We then use the cv_varsel method to perform cross-validation to see how many variables should be included:

# With cross-validation
cvs <- cv_varsel(m_hs, 
                 verbose = FALSE)  # not printing progress

># Warning: Method 'parse_bf' is deprecated. Please use 'brmsterms' instead.

># Warning: posterior_linpred(transform = TRUE) is deprecated. Please use
># posterior_epred() instead, without the 'transform' argument.

# model size suggested by the program
suggest_size(cvs)

># [1] 2

# plot the validation results, this time relative to the full model
varsel_plot(cvs, stats = c("elpd", "rmse"), deltas = TRUE)

Here it suggests to include only mom_iq and its interaction with mom_hs. However, we generally prefers to also include the main effect of mom_hs.

9.7.1 Projection-Based Method

The projection-based method will obtain the posterior distributions based on a projection from the full model on the simplified model. In other words, we’re asking the question:

If we want a model with only mom_iq, mom_hs, and their interactions in the model, what coefficients should be obtained so that the resulting prediction accuracy is as closed to the full model as possible?

Note that the coefficients will be different from if you were to directly estimate the model using the three predictors (i.e., m3). In this case, simulation results showed that the projection-based method will yield a model with better predictive performance.

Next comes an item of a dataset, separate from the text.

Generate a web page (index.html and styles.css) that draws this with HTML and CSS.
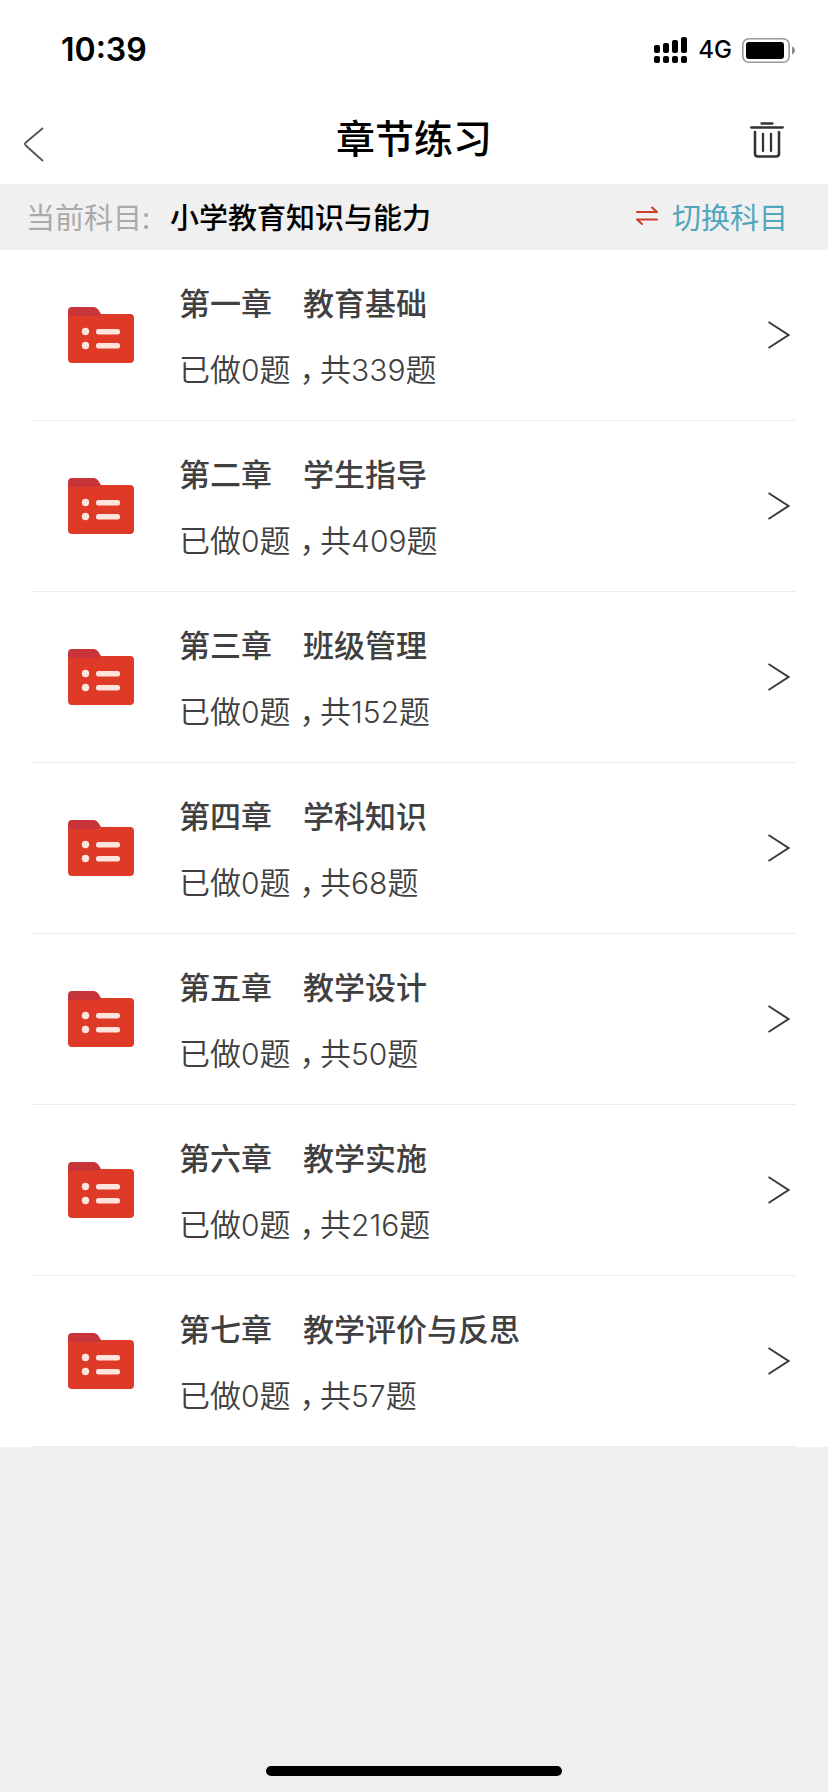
FILE: index.html
```html
<!DOCTYPE html>
<html lang="zh-CN">
<head>
<meta charset="utf-8">
<meta name="viewport" content="width=device-width, initial-scale=1">
<title>章节练习</title>
<link rel="stylesheet" href="styles.css">
</head>
<body>
<svg class="defs" aria-hidden="true">
  <symbol id="folder" viewBox="0 0 66 56">
    <path d="M0 12V4a4 4 0 0 1 4-4h21c4 0 5 2 8 7v5z" fill="#c7353b"/>
    <path d="M0 9h30l3-2h29a4 4 0 0 1 4 4v41a4 4 0 0 1-4 4H4a4 4 0 0 1-4-4z" fill="#df3a27"/>
    <g fill="#ffe3dd"><circle cx="17.500" cy="24.500" r="3.700"/><circle cx="17.500" cy="38.500" r="3.700"/><rect x="28" y="22" width="24" height="5.400" rx="2.500"/><rect x="28" y="36" width="24" height="5.400" rx="2.500"/></g>
  </symbol>
  <symbol id="arrow" viewBox="0 0 22 28">
    <path d="M.5 1 20.500 14 .5 27" fill="none" stroke="#3a3a3a" stroke-width="2"/>
  </symbol>
</svg>
<div class="screen">
  <div class="status">
    <span class="time">10:39</span>
    <div class="signals">
      <svg class="bars" width="34" height="26" viewBox="0 0 34 26" aria-hidden="true"><rect x="0" y="8" width="6" height="8" rx="2"/><rect x="9" y="6" width="6" height="10" rx="2"/><rect x="18" y="3" width="6" height="13" rx="2"/><rect x="27" y="0" width="6" height="16" rx="2"/><rect x="0" y="19" width="6" height="7" rx="2"/><rect x="9" y="19" width="6" height="7" rx="2"/><rect x="18" y="19" width="6" height="7" rx="2"/><rect x="27" y="19" width="6" height="7" rx="2"/></svg>
      <span class="network">4G</span>
      <svg width="53" height="25" viewBox="0 0 53 25" aria-hidden="true"><rect x=".8" y=".8" width="46.400" height="23.400" rx="6" fill="none" stroke="#999" stroke-width="1.600"/><rect x="4" y="4" width="38" height="17" rx="3"/><path d="M50 8.500c4 1.500 4 6.500 0 8z" fill="#888"/></svg>
    </div>
  </div>
  <header class="nav">
    <button class="icon-button" aria-label="返回"><svg width="20" height="35" viewBox="0 0 20 35"><path d="M19 1 1.800 15.500q-1.500 1.500 0 3L19 34" fill="none" stroke="#555" stroke-width="1.800"/></svg></button>
    <h1 class="title">章节练习</h1>
    <button class="icon-button trash" aria-label="删除"><svg width="34" height="36" viewBox="0 0 34 36" fill="none" stroke="#333" stroke-width="2.300" stroke-linecap="round"><path d="M11.500 1.500h11M1.200 5.500h31.600M13 12v17M21 12v17"/><path d="M5 10v21.500q0 3 3 3h18q3 0 3-3V10" stroke-width="2.600"/></svg></button>
  </header>
  <section class="subject">
    <span class="label">当前科目:</span>
    <span class="name">小学教育知识与能力</span>
    <button class="switch"><svg width="22" height="20" viewBox="0 0 22 20" fill="none" stroke="#c9402f" stroke-width="2" stroke-linecap="round" stroke-linejoin="round"><path d="M1 6h20l-5-4.500M21 13.500H1l5 4.500"/></svg>切换科目</button>
  </section>
  <main class="chapters">
    <a class="chapter" href="#c1"><svg class="folder"><use href="#folder"/></svg><span class="info"><span class="heading">第一章　教育基础</span><span class="progress">已做<span class="num">0</span>题<span class="comma">，</span>共<span class="num">339</span>题</span></span><svg class="arrow"><use href="#arrow"/></svg></a>
    <a class="chapter" href="#c2"><svg class="folder"><use href="#folder"/></svg><span class="info"><span class="heading">第二章　学生指导</span><span class="progress">已做<span class="num">0</span>题<span class="comma">，</span>共<span class="num">409</span>题</span></span><svg class="arrow"><use href="#arrow"/></svg></a>
    <a class="chapter" href="#c3"><svg class="folder"><use href="#folder"/></svg><span class="info"><span class="heading">第三章　班级管理</span><span class="progress">已做<span class="num">0</span>题<span class="comma">，</span>共<span class="num">152</span>题</span></span><svg class="arrow"><use href="#arrow"/></svg></a>
    <a class="chapter" href="#c4"><svg class="folder"><use href="#folder"/></svg><span class="info"><span class="heading">第四章　学科知识</span><span class="progress">已做<span class="num">0</span>题<span class="comma">，</span>共<span class="num">68</span>题</span></span><svg class="arrow"><use href="#arrow"/></svg></a>
    <a class="chapter" href="#c5"><svg class="folder"><use href="#folder"/></svg><span class="info"><span class="heading">第五章　教学设计</span><span class="progress">已做<span class="num">0</span>题<span class="comma">，</span>共<span class="num">50</span>题</span></span><svg class="arrow"><use href="#arrow"/></svg></a>
    <a class="chapter" href="#c6"><svg class="folder"><use href="#folder"/></svg><span class="info"><span class="heading">第六章　教学实施</span><span class="progress">已做<span class="num">0</span>题<span class="comma">，</span>共<span class="num">216</span>题</span></span><svg class="arrow"><use href="#arrow"/></svg></a>
    <a class="chapter" href="#c7"><svg class="folder"><use href="#folder"/></svg><span class="info"><span class="heading">第七章　教学评价与反思</span><span class="progress">已做<span class="num">0</span>题<span class="comma">，</span>共<span class="num">57</span>题</span></span><svg class="arrow"><use href="#arrow"/></svg></a>
  </main>
  <div class="home-bar"></div>
</div>
</body>
</html>
```
FILE: styles.css
```css
* { box-sizing: border-box; }
body { margin: 0; background: #f0f0f0; font-family: "Noto Sans CJK SC", sans-serif; color: #000; }
.defs { display: none; }
button { border: 0; padding: 0; background: none; font: inherit; cursor: pointer; }
svg { display: block; flex: none; }
.screen { min-height: 100vh; display: flex; flex-direction: column; }
.status { display: flex; justify-content: space-between; align-items: center; height: 100px; padding: 0 33px 0 61px; background: #fff; font-family: Inter, sans-serif; }
.time { font-size: 32px; font-weight: 600; line-height: 40px; }
.signals { display: flex; align-items: center; gap: 10px; }
.network { font-size: 24px; font-weight: 500; line-height: 30px; }
.nav { display: grid; grid-template-columns: 100px 1fr 100px; align-items: center; height: 84px; padding: 0 24px 12px; background: #fff; }
.icon-button { display: flex; align-items: center; height: 60px; padding-top: 16px; }
.trash { justify-content: flex-end; padding: 8px 20px 0 0; }
.title { margin: 0; text-align: center; font-size: 39px; line-height: 56px; font-weight: 500; }
.subject { display: flex; align-items: center; height: 66px; padding: 0 40px 2px 26px; font-size: 29px; line-height: 44px; }
.label { color: #aaa; }
.name { margin-left: 20px; font-weight: 500; }
.switch { display: flex; align-items: center; gap: 14px; margin-left: auto; color: #50a6bd; }
.chapters { background: #fff; }
.chapter { display: flex; align-items: center; height: 171px; margin: 0 32px; padding: 0 6px 0 36px; border-bottom: 1px solid #ececec; color: #404040; text-decoration: none; }
.folder { width: 66px; height: 56px; }
.info { display: flex; flex-direction: column; gap: 20px; flex: 1; margin-left: 45px; padding-top: 2px; font-size: 31px; line-height: 46px; }
.heading { font-weight: 500; }
.progress { font-weight: 350; }
.num { font-family: Inter, sans-serif; font-size: 30px; }
.comma { padding: 0 5px 0 9px; font-feature-settings: "halt"; }
.arrow { width: 22px; height: 28px; }
.home-bar { width: 296px; max-width: 50%; height: 10px; margin: auto auto 16px; border-radius: 5px; background: #000; }
```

# Fit m3 with the standardized data
m3_std <- brm(kid_score ~ mom_hs * mom_iq, data = kidiq_std, 
              prior = c(prior(normal(0, 1), class = "Intercept"), 
                        prior(normal(0, 1), class = "b"), 
                        prior(normal(0, 0.5), class = "b", 
                              coef = "mom_hs:mom_iq"), 
                        prior(student_t(4, 0, 1), class = "sigma")), 
              seed = 2302, 
              chains = 2L, cores = 2L
)

# Visualise the projected three most relevant variables
proj <- project(vs, vind = vs$vind[c("mom_iq", "mom_hs:mom_iq", "mom_hs")])
mcmc_intervals(as.matrix(proj)) + 
  # Show the non-projection version as black, transparent dots
  geom_point(data = 
               fixef(m3_std, pars = c("Intercept", "mom_iq", 
                                      "mom_hs", "mom_hs:mom_iq")) %>% 
               as_tibble(rownames = "parameter"), 
             aes(x = Estimate, y = parameter), alpha = 0.8)

># Warning: Removed 1 rows containing missing values (geom_point).

References

Carvalho, Carlos M, Nicholas G Polson, and James G Scott. 2009. “Handling Sparsity via the Horseshoe.” In Artificial Intelligence and Statistics, 73–80.

Hoeting, Jennifer A, David Madigan, Adrian E Raftery, and Chris T Volinsky. 1999. “Bayesian Model Averaging: A Tutorial.” Statistical Science, 382–401.

Piironen, Juho, and Aki Vehtari. 2016. “Comparison of Bayesian Predictive Methods for Model Selection.” Statistics and Computing.

Vehtari, Aki, Andrew Gelman, and Jonah Gabry. 2016. “Practical Bayesian Model Evaluation Using Leave-One-Out Cross-Validation and Waic.” Statistics and Computing 27 (5): 1413–32. https://doi.org/10.1007/s11222-016-9696-4.

Yao, Yuling, Aki Vehtari, Daniel Simpson, and Andrew Gelman. 2018. “Using stacking to average bayesian predictive distributions (with discussion).” Bayesian Analysis 13 (3): 917–1007. https://doi.org/10.1214/17-BA1091.